> Data for this exercise:
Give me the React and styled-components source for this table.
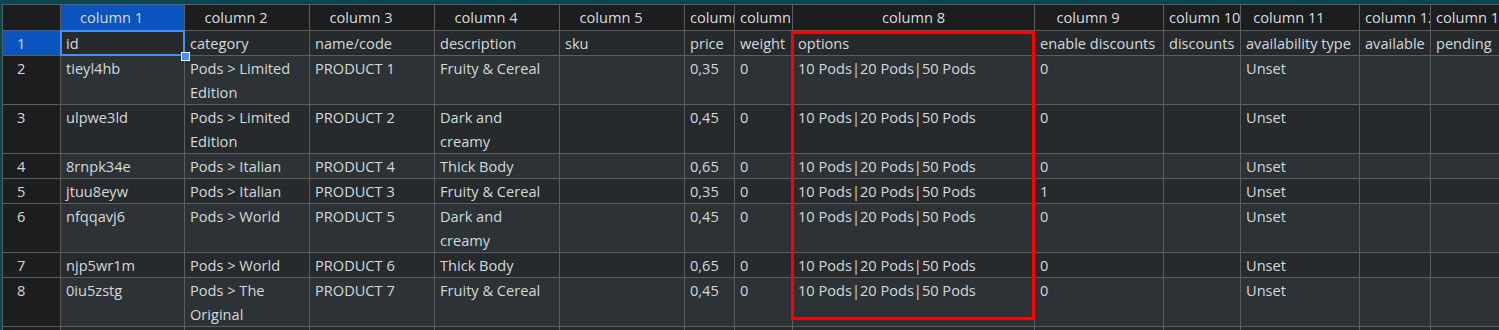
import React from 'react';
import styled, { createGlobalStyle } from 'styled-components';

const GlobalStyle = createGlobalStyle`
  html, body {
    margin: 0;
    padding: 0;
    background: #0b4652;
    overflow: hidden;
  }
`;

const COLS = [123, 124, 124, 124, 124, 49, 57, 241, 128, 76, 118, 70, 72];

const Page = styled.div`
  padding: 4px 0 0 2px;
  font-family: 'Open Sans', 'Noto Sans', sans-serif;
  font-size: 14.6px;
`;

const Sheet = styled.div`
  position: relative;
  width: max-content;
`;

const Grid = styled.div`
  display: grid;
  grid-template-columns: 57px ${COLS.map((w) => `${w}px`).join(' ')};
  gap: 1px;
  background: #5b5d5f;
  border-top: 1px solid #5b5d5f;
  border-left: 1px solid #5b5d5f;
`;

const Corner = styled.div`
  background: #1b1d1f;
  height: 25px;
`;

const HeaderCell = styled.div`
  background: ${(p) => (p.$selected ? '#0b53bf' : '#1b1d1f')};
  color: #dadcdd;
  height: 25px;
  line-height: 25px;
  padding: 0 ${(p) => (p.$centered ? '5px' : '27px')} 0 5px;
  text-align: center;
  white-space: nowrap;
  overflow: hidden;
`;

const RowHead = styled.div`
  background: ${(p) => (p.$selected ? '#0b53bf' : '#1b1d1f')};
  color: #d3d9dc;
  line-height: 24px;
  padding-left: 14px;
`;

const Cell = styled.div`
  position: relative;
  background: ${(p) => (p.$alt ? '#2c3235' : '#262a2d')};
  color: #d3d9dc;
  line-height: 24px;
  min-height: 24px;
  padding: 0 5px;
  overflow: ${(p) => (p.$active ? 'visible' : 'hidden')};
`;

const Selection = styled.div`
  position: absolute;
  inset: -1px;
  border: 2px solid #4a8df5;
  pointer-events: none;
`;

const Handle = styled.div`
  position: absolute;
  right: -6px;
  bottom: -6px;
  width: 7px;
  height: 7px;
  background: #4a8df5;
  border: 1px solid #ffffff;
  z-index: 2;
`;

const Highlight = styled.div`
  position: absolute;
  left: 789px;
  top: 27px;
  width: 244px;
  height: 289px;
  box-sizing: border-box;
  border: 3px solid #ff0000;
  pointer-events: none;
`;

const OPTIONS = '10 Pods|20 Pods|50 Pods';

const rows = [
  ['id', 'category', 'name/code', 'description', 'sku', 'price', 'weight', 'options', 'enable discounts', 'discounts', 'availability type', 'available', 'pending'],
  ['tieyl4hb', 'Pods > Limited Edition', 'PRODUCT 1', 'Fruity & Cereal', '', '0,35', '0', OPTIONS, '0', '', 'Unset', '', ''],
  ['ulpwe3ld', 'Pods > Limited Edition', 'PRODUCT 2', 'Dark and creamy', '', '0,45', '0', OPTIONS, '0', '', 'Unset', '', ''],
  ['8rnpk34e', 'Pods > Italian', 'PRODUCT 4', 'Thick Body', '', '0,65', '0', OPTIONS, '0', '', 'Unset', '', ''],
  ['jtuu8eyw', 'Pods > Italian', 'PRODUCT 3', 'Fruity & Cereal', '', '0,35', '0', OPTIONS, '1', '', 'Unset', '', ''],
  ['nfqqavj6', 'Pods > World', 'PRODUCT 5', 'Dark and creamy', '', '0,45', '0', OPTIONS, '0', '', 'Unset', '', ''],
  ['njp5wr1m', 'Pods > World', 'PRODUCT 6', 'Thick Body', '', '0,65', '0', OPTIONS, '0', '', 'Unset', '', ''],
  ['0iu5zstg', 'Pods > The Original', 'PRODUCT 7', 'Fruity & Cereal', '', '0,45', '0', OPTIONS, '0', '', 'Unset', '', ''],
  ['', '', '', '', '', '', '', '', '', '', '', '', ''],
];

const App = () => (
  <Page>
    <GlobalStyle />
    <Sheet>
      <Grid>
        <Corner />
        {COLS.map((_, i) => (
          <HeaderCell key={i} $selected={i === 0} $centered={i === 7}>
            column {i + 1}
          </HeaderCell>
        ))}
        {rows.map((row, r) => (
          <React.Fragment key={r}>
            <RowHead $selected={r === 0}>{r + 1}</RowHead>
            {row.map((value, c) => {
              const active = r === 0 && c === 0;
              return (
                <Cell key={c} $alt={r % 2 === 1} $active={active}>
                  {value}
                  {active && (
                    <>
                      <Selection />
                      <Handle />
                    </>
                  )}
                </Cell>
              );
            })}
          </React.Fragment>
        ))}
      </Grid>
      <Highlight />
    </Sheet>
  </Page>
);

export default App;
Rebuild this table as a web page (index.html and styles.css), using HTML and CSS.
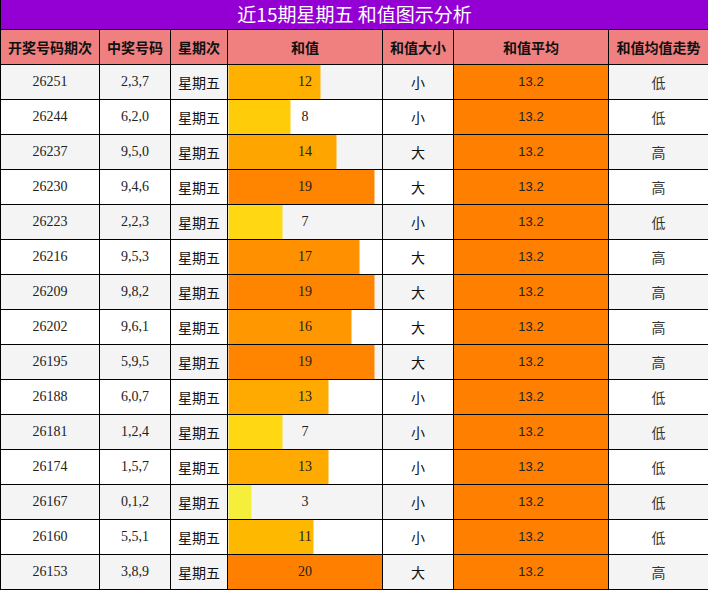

> Instruction: Without the pictures, return all the records precisely as they stand.

> Finished exercise:
Give me the React and styled-components source for this table.
import React from 'react';
import styled, { createGlobalStyle } from 'styled-components';

const GlobalStyle = createGlobalStyle`
  html, body {
    margin: 0;
    padding: 0;
    background: #0b4652;
    overflow: hidden;
  }
`;

const COLS = [123, 124, 124, 124, 124, 49, 57, 241, 128, 76, 118, 70, 72];

const Page = styled.div`
  padding: 4px 0 0 2px;
  font-family: 'Open Sans', 'Noto Sans', sans-serif;
  font-size: 14.6px;
`;

const Sheet = styled.div`
  position: relative;
  width: max-content;
`;

const Grid = styled.div`
  display: grid;
  grid-template-columns: 57px ${COLS.map((w) => `${w}px`).join(' ')};
  gap: 1px;
  background: #5b5d5f;
  border-top: 1px solid #5b5d5f;
  border-left: 1px solid #5b5d5f;
`;

const Corner = styled.div`
  background: #1b1d1f;
  height: 25px;
`;

const HeaderCell = styled.div`
  background: ${(p) => (p.$selected ? '#0b53bf' : '#1b1d1f')};
  color: #dadcdd;
  height: 25px;
  line-height: 25px;
  padding: 0 ${(p) => (p.$centered ? '5px' : '27px')} 0 5px;
  text-align: center;
  white-space: nowrap;
  overflow: hidden;
`;

const RowHead = styled.div`
  background: ${(p) => (p.$selected ? '#0b53bf' : '#1b1d1f')};
  color: #d3d9dc;
  line-height: 24px;
  padding-left: 14px;
`;

const Cell = styled.div`
  position: relative;
  background: ${(p) => (p.$alt ? '#2c3235' : '#262a2d')};
  color: #d3d9dc;
  line-height: 24px;
  min-height: 24px;
  padding: 0 5px;
  overflow: ${(p) => (p.$active ? 'visible' : 'hidden')};
`;

const Selection = styled.div`
  position: absolute;
  inset: -1px;
  border: 2px solid #4a8df5;
  pointer-events: none;
`;

const Handle = styled.div`
  position: absolute;
  right: -6px;
  bottom: -6px;
  width: 7px;
  height: 7px;
  background: #4a8df5;
  border: 1px solid #ffffff;
  z-index: 2;
`;

const Highlight = styled.div`
  position: absolute;
  left: 789px;
  top: 27px;
  width: 244px;
  height: 289px;
  box-sizing: border-box;
  border: 3px solid #ff0000;
  pointer-events: none;
`;

const OPTIONS = '10 Pods|20 Pods|50 Pods';

const rows = [
  ['id', 'category', 'name/code', 'description', 'sku', 'price', 'weight', 'options', 'enable discounts', 'discounts', 'availability type', 'available', 'pending'],
  ['tieyl4hb', 'Pods > Limited Edition', 'PRODUCT 1', 'Fruity & Cereal', '', '0,35', '0', OPTIONS, '0', '', 'Unset', '', ''],
  ['ulpwe3ld', 'Pods > Limited Edition', 'PRODUCT 2', 'Dark and creamy', '', '0,45', '0', OPTIONS, '0', '', 'Unset', '', ''],
  ['8rnpk34e', 'Pods > Italian', 'PRODUCT 4', 'Thick Body', '', '0,65', '0', OPTIONS, '0', '', 'Unset', '', ''],
  ['jtuu8eyw', 'Pods > Italian', 'PRODUCT 3', 'Fruity & Cereal', '', '0,35', '0', OPTIONS, '1', '', 'Unset', '', ''],
  ['nfqqavj6', 'Pods > World', 'PRODUCT 5', 'Dark and creamy', '', '0,45', '0', OPTIONS, '0', '', 'Unset', '', ''],
  ['njp5wr1m', 'Pods > World', 'PRODUCT 6', 'Thick Body', '', '0,65', '0', OPTIONS, '0', '', 'Unset', '', ''],
  ['0iu5zstg', 'Pods > The Original', 'PRODUCT 7', 'Fruity & Cereal', '', '0,45', '0', OPTIONS, '0', '', 'Unset', '', ''],
  ['', '', '', '', '', '', '', '', '', '', '', '', ''],
];

const App = () => (
  <Page>
    <GlobalStyle />
    <Sheet>
      <Grid>
        <Corner />
        {COLS.map((_, i) => (
          <HeaderCell key={i} $selected={i === 0} $centered={i === 7}>
            column {i + 1}
          </HeaderCell>
        ))}
        {rows.map((row, r) => (
          <React.Fragment key={r}>
            <RowHead $selected={r === 0}>{r + 1}</RowHead>
            {row.map((value, c) => {
              const active = r === 0 && c === 0;
              return (
                <Cell key={c} $alt={r % 2 === 1} $active={active}>
                  {value}
                  {active && (
                    <>
                      <Selection />
                      <Handle />
                    </>
                  )}
                </Cell>
              );
            })}
          </React.Fragment>
        ))}
      </Grid>
      <Highlight />
    </Sheet>
  </Page>
);

export default App;
Rebuild this table as a web page (index.html and styles.css), using HTML and CSS.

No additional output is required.